C’est grâce à ce morcellement que M. Harper avait gagné son seul mandat majoritaire en 2011. Le contexte était très différent – les libéraux étaient au tapis depuis des années à cause du scandale des commandites et leur chef inexpérimenté et maladroit, Michael Ignatieff, ne faisait pas le poids face au charismatique leader néo-démocrate en Jack Layton. N’empêche que pour M. Trudeau, cela n’augure rien de particulièrement formidable.

Cela dit, pour les libéraux, il est encore tôt pour paniquer. Rien n’est joué.

M. Trudeau s’est acheté du temps. Grâce à son entente avec les néo-démocrates, son gouvernement minoritaire devrait survivre jusqu’en 2025.

Et de toute façon, quelques mois après le scrutin au Québec et en Ontario, et à la veille de celui à venir ce printemps en Alberta, l’appétit populaire pour une nouvelle campagne électorale est très faible.

M. Trudeau a un autre atout. La stratégie de M. Singh consiste à exagérer la différence entre les libéraux et lui. Mais en même temps, il s’attribue les mérites de politiques comme l’assurance dentaire. Ces deux positions se contredisent – le gouvernement libéral ne peut pas être en même temps décevant et inspiré par lui…

Enfin, l’autre consolation de M. Trudeau, c’est l’absence de toute forme de Poilievremanie.

Le nouveau chef conservateur est un redoutable débatteur, mais il est aussi polarisant. Son plafond de votes est plus bas que celui de M. Trudeau. Ses partisans sont convaincus, mais ses possibilités de gains auprès des indécis sont plus limitées. Davantage de sondés seraient prêts à considérer de voter pour les libéraux (45 %) que pour les conservateurs (42 %), et M. Trudeau est jugé meilleur premier ministre que ne le serait M. Poilievre – l’écart est de quatre points de pourcentage.

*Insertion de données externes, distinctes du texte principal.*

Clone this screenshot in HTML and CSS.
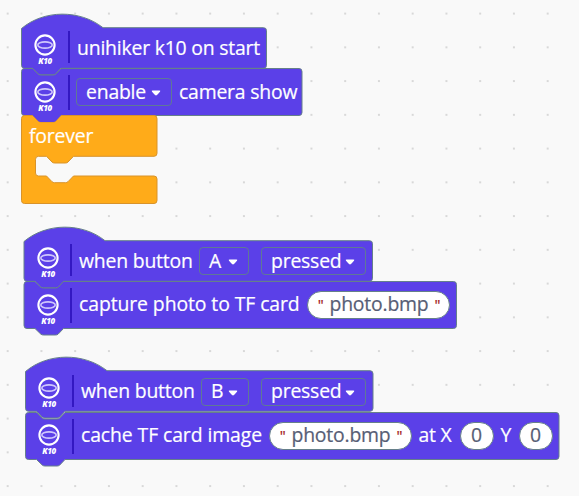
FILE: index.html
```
<!DOCTYPE html>
<html lang="en">
<head>
<meta charset="utf-8">
<title>Blocks</title>
<link rel="stylesheet" href="styles.css">
</head>
<body>
<svg class="defs" aria-hidden="true">
  <symbol id="board" viewBox="0 0 24 24">
    <circle cx="12" cy="12" r="9.6" fill="none" stroke="#fff" stroke-width="2.1"/>
    <ellipse cx="12" cy="12" rx="7.2" ry="3.1" fill="none" stroke="#cfc6fc" stroke-width="1.6"/>
  </symbol>
  <symbol id="caret" viewBox="0 0 10 6">
    <path d="M1.6 .5H8.4Q9.8 .6 9 1.7L6 5.1Q5 6 4 5.1L1 1.7Q.2 .6 1.6 .5Z" fill="#fff"/>
  </symbol>
</svg>
<main class="workspace">
  <section class="stack stack-start">
    <div class="block hat">
      <svg class="shape" width="250" height="64"><path d="M.5 18V14.5C23-4.5 59-4.5 82 13.7H242.500Q245.500 13.7 245.500 16.7V51.3Q245.500 54.3 242.500 54.3H40L34.500 60.300Q33.500 61 32 61H20Q18.500 61 17.500 60.300L11.500 54.300H3.500Q.5 54.300 .5 51.300Z"/></svg>
      <div class="icon"><svg width="24" height="24"><use href="#board"/></svg><b>K10</b></div>
      <i class="rule"></i>
      <span class="label">unihiker k10 on start</span>
    </div>
    <div class="block">
      <svg class="shape" width="290" height="64"><path d="M.5 3.500Q.5 .5 3.500 .5H11.500L17.500 6.300Q18.500 7 20 7H32Q33.500 7 34.500 6.300L40 .5H278Q281 .5 281 3.500V44.500Q281 47.500 278 47.500H40L34.500 53.300Q33.500 54 32 54H20Q18.500 54 17.500 53.300L11.500 47.500H3.500Q.5 47.500 .5 44.500Z"/></svg>
      <div class="icon"><svg width="24" height="24"><use href="#board"/></svg><b>K10</b></div>
      <i class="rule"></i>
      <span class="field f-enable"><span>enable</span><svg class="caret"><use href="#caret"/></svg></span>
      <span class="label after">camera show</span>
    </div>
    <div class="block loop">
      <svg class="shape" width="140" height="92"><path d="M.5 3.500Q.5 .5 3.500 .5H11.500L17.500 6.300Q18.500 7 20 7H32Q33.500 7 34.500 6.300L40 .5H133Q136 .5 136 3.500V38.300Q136 41.300 133 41.300H52.500L47 47Q46 48 44.500 48H33.500Q32 48 31 47L25.500 41.300H17.500Q14.500 41.300 14.500 44.300V58Q14.500 61 17.500 61H25.500L31 66.700Q32 67.700 33.500 67.700H44.500Q46 67.700 47 66.700L52.500 61H133Q136 61 136 64V85.500Q136 88.500 133 88.500H3.500Q.5 88.500 .5 85.500Z"/><path class="tab" d="M11.500 0L17.500 6.300Q18.500 7 20 7H32Q33.500 7 34.500 6.300L40 0Z"/></svg>
      <span class="label">forever</span>
    </div>
  </section>

  <section class="stack stack-a">
    <div class="block hat">
      <svg class="shape" width="360" height="64"><path d="M0 18V14.500C22.500-4.500 58.500-4.500 81 13.700H345.500Q348.500 13.700 348.500 16.700V51.300Q348.500 54.300 345.500 54.300H39.500L34 60.300Q33 61 31.500 61H19.500Q18 61 17 60.300L11 54.300H3Q0 54.300 0 51.300Z"/></svg>
      <div class="icon"><svg width="24" height="24"><use href="#board"/></svg><b>K10</b></div>
      <i class="rule"></i>
      <span class="label w-when">when button</span>
      <span class="field f-a"><span>A</span><svg class="caret"><use href="#caret"/></svg></span>
      <span class="field f-pressed"><span>pressed</span><svg class="caret"><use href="#caret"/></svg></span>
    </div>
    <div class="block raised">
      <svg class="shape" width="440" height="64"><path d="M0 3.500Q0 .5 3 .5H11L17 6.300Q18 7 19.500 7H31.500Q33 7 34 6.300L39.500 .5H429.500Q432.500 .5 432.500 3.500V44.500Q432.500 47.500 429.500 47.500H39.500L34 53.300Q33 54 31.500 54H19.500Q18 54 17 53.300L11 47.500H3Q0 47.500 0 44.500Z"/></svg>
      <div class="icon"><svg width="24" height="24"><use href="#board"/></svg><b>K10</b></div>
      <i class="rule"></i>
      <span class="label w-capture">capture photo to TF card</span>
      <span class="pill text"><q>"</q><span>photo.bmp</span><q>"</q></span>
    </div>
  </section>

  <section class="stack stack-b">
    <div class="block hat raised">
      <svg class="shape" width="360" height="64"><path d="M.5 18V14.500C23-4.500 59-4.500 82 13.700H345Q348 13.700 348 16.700V51.300Q348 54.300 345 54.300H40L34.500 60.300Q33.500 61 32 61H20Q18.500 61 17.500 60.300L11.500 54.300H3.500Q.5 54.300 .5 51.300Z"/></svg>
      <div class="icon"><svg width="24" height="24"><use href="#board"/></svg><b>K10</b></div>
      <i class="rule"></i>
      <span class="label w-when">when button</span>
      <span class="field f-b"><span>B</span><svg class="caret"><use href="#caret"/></svg></span>
      <span class="field f-pressed"><span>pressed</span><svg class="caret"><use href="#caret"/></svg></span>
    </div>
    <div class="block raised">
      <svg class="shape" width="540" height="64"><path d="M.5 3.500Q.5 .5 3.500 .5H11.500L17.500 6.300Q18.500 7 20 7H32Q33.500 7 34.500 6.300L40 .5H531Q534 .5 534 3.500V44.500Q534 47.500 531 47.500H40L34.500 53.300Q33.500 54 32 54H20Q18.500 54 17.500 53.300L11.500 47.500H3.500Q.5 47.500 .5 44.500Z"/></svg>
      <div class="icon"><svg width="24" height="24"><use href="#board"/></svg><b>K10</b></div>
      <i class="rule"></i>
      <span class="label w-cache">cache TF card image</span>
      <span class="pill text"><q>"</q><span>photo.bmp</span><q>"</q></span>
      <span class="label after w-x">at X</span>
      <span class="pill num">0</span>
      <span class="label after w-y">Y</span>
      <span class="pill num">0</span>
    </div>
  </section>
</main>
</body>
</html>
```
FILE: styles.css
```
* { box-sizing: border-box; }
body {
  margin: 0;
  background-color: #f9f9f9;
  font-family: "Open Sans", "Noto Sans", sans-serif;
  font-size: 19.4px;
  letter-spacing: -0.2px;
  color: #fff;
}
.defs { position: absolute; width: 0; height: 0; }
.workspace {
  position: relative;
  width: 579px;
  height: 496px;
  overflow: hidden;
  background-image: radial-gradient(circle, #d8d8d8 0.7px, transparent 1.4px);
  background-size: 33.75px 33.75px;
  background-position: -9.2px -3.3px;
}
.stack { position: absolute; }
.stack-start { left: 21px; top: 14px; }
.stack-a { left: 24px; top: 227px; }
.stack-b { left: 25px; top: 357px; }
.block {
  position: relative;
  display: flex;
  align-items: flex-start;
  height: 47px;
  padding-top: 10px;
  white-space: nowrap;
}
.block.hat { height: 54px; padding-top: 20px; }
.stack-b .hat { height: 54.5px; padding-top: 21px; }
.stack-b .hat .shape { top: 0.3px; }
.block.loop { height: 89px; padding: 7px 0 0 8px; }
.shape {
  position: absolute;
  left: 0;
  top: 0;
  overflow: visible;
  fill: #5b40e8;
  stroke: #66808a;
  stroke-width: 1;
}
.loop .shape { fill: #ffab19; stroke: #d9932a; }
.loop .tab { fill: #5b40e8; stroke: none; }
.block > :not(.shape) { position: relative; flex: none; }
.icon {
  width: 24px;
  height: 36px;
  margin: 1.5px 0 0 12px;
  display: flex;
  flex-direction: column;
  align-items: center;
}
.hat .icon { margin-top: -1.5px; }
.stack-b .hat .icon { margin-top: -2.500px; }
.icon svg { flex: none; }
.icon b { font-size: 8px; letter-spacing: -0.3px; font-style: italic; font-weight: 800; line-height: 10px; margin-top: -1px; }
.rule { width: 2px; height: 35px; margin: -3px 7px 0 11px; background: #3318c2; }
.hat .rule { height: 32px; }
.stack-a .rule { margin-left: 10px; margin-right: 7px; }
.label, .field span, .pill { -webkit-text-stroke: 0.2px; }
.label { line-height: 28px; }
.raised .label { line-height: 26px; }
.after { margin-left: 7px; }
.field {
  display: flex;
  align-items: center;
  justify-content: space-between;
  height: 28px;
  border: 1px solid #5f7896;
  border-radius: 4px;
  padding: 0 10px 0 9px;
  line-height: 26px;
}
.raised .field span { line-height: 24px; padding-bottom: 2px; }
.caret { width: 10px; height: 6px; margin-top: 1px; }
.pill {
  display: flex;
  align-items: center;
  justify-content: center;
  height: 28px;
  padding-bottom: 2px;
  border: 1px solid #66808a;
  border-radius: 14px;
  background: #fff;
  color: #575e75;
  line-height: 24px;
}
.pill.text { width: 143px; gap: 6px; padding-left: 2px; }
.pill.num { width: 34px; }
q { quotes: none; color: #a31515; font-size: 15px; font-weight: 500; }
q::before, q::after { content: none; }
.f-enable { width: 96px; margin-left: -1px; }
.f-a { width: 50px; }
.f-b { width: 48px; }
.f-pressed { width: 105px; margin-left: 12px; }
.w-when { width: 120px; }
.w-capture { width: 227.5px; letter-spacing: -0.09px; }
.w-cache { width: 187.5px; letter-spacing: -0.1px; }
.w-x { width: 41px; }
.w-y { width: 18px; }
```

Bref, rien n’est joué. C’est ce que confirment également les plus récentes projections de sièges du site Canada338. Les libéraux et les conservateurs sont à égalité statistique.

La seule tendance lourde, si rien ne change : l’élection d’un gouvernement minoritaire, encore une fois. C’est le règne des insatisfaits.

Quant au Bloc québécois, il est bien en selle. Les variations sont trop faibles pour justifier des interprétations. Disons seulement que M. Poilievre a renoncé au flirt de son prédécesseur avec le Québec, ce qui ne nuira pas au Bloc.

C’est cette aiguille obstinément coincée au milieu que les partis essaieront de faire bouger cet hiver.

Pour Justin Trudeau, le retour en Chambre devra se faire en réglant notamment le problème qu’il s’est lui-même créé en ajoutant à la liste d’armes prohibées des modèles parfois utilisés pour la chasse. Autres dossiers délicats : les projets de loi C-11 et C-12 sur le financement des médias et de la culture canadienne et francophone. Le nouveau livre de Bill Morneau n’aidera pas non plus. Pour rebrasser les cartes, M. Trudeau pourrait être tenté de faire un ajustement ministériel en ce début d’hiver. Chose certaine, il ne peut pas se laisser porter sur son élan, car il ne le pousse pas dans la bonne direction.